In this way, avoiding the sway is about much more than just power. Sure, you stand to gain some power through improving your rotation, but that is only the start of it. You will also find that you can produce better shots from uneven lies, which is a big part of the battle. Power will only get you so far in this game, as control and accuracy will always be more important than sheer power through the ball. If you can control your ball – even when playing from a sloped lie – you will be able to post lower scores than a player who can blast long drives without much control over trajectory or ball flight. The skill to play shots from uneven lies is often seen as an advanced ability reserved for better players, but it is important for all golfers equally.

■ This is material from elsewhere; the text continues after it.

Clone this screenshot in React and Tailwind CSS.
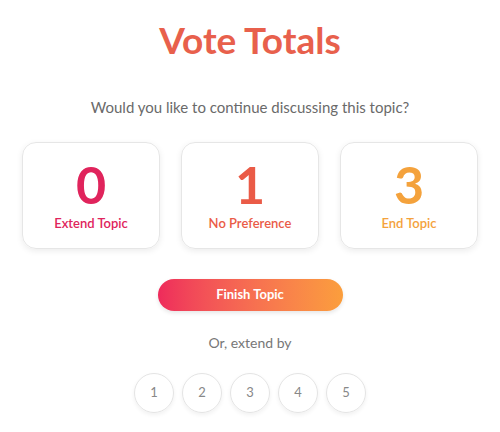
import React from "react";

const cards = [
  { value: "0", label: "Extend Topic", color: "text-[#e0245c]" },
  { value: "1", label: "No Preference", color: "text-[#ea5b47]" },
  { value: "3", label: "End Topic", color: "text-[#f4a23c]" },
];

export default function App() {
  return (
    <div className="w-[500px] h-[432px] bg-white flex flex-col items-center font-['Lato',sans-serif]">
      <h1 className="mt-[18px] text-[37px] leading-[44px] font-bold text-[#e8604c]">Vote Totals</h1>
      <p className="mt-[35px] text-[15px] leading-5 text-[#6a6a6a]">Would you like to continue discussing this topic?</p>
      <div className="mt-[25px] flex gap-[21px]">
        {cards.map((c) => (
          <div
            key={c.label}
            className="w-[138px] h-[107px] rounded-[14px] border border-[#e6e6e6] shadow-[0_2px_6px_rgba(0,0,0,0.08)] flex flex-col items-center"
          >
            <div className={`mt-[15px] text-[52px] leading-[52px] font-bold ${c.color}`}>{c.value}</div>
            <div className={`mt-[5px] text-[13px] leading-4 font-semibold ${c.color}`}>{c.label}</div>
          </div>
        ))}
      </div>
      <button className="mt-[30px] w-[185px] h-[32px] rounded-full bg-gradient-to-r from-[#ee2a5b] to-[#fb9e3c] text-white text-[13px] font-bold shadow-[0_2px_4px_rgba(0,0,0,0.1)]">
        Finish Topic
      </button>
      <p className="mt-[22px] text-[14px] leading-5 text-[#777]">Or, extend by</p>
      <div className="mt-[20px] flex gap-[8px]">
        {[1, 2, 3, 4, 5].map((n) => (
          <div
            key={n}
            className="w-[40px] h-[40px] rounded-full border border-[#e4e4e4] shadow-[0_2px_4px_rgba(0,0,0,0.06)] flex items-center justify-center text-[13px] text-[#888]"
          >
            {n}
          </div>
        ))}
      </div>
    </div>
  );
}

When you think about the golf swing, you should think about rotation – it's just that simple. You don't want to be sliding from side to side during your swing, which means you need to avoid swaying in the backswing (as well as the downswing). If you are currently swaying in your swing, make sure you put the tips included above to use during your upcoming practice sessions. You should be able to work this move out of your swing in relatively short order, meaning you will only need to adjust to your new and improved ball flight before you can hopefully begin to play your best golf.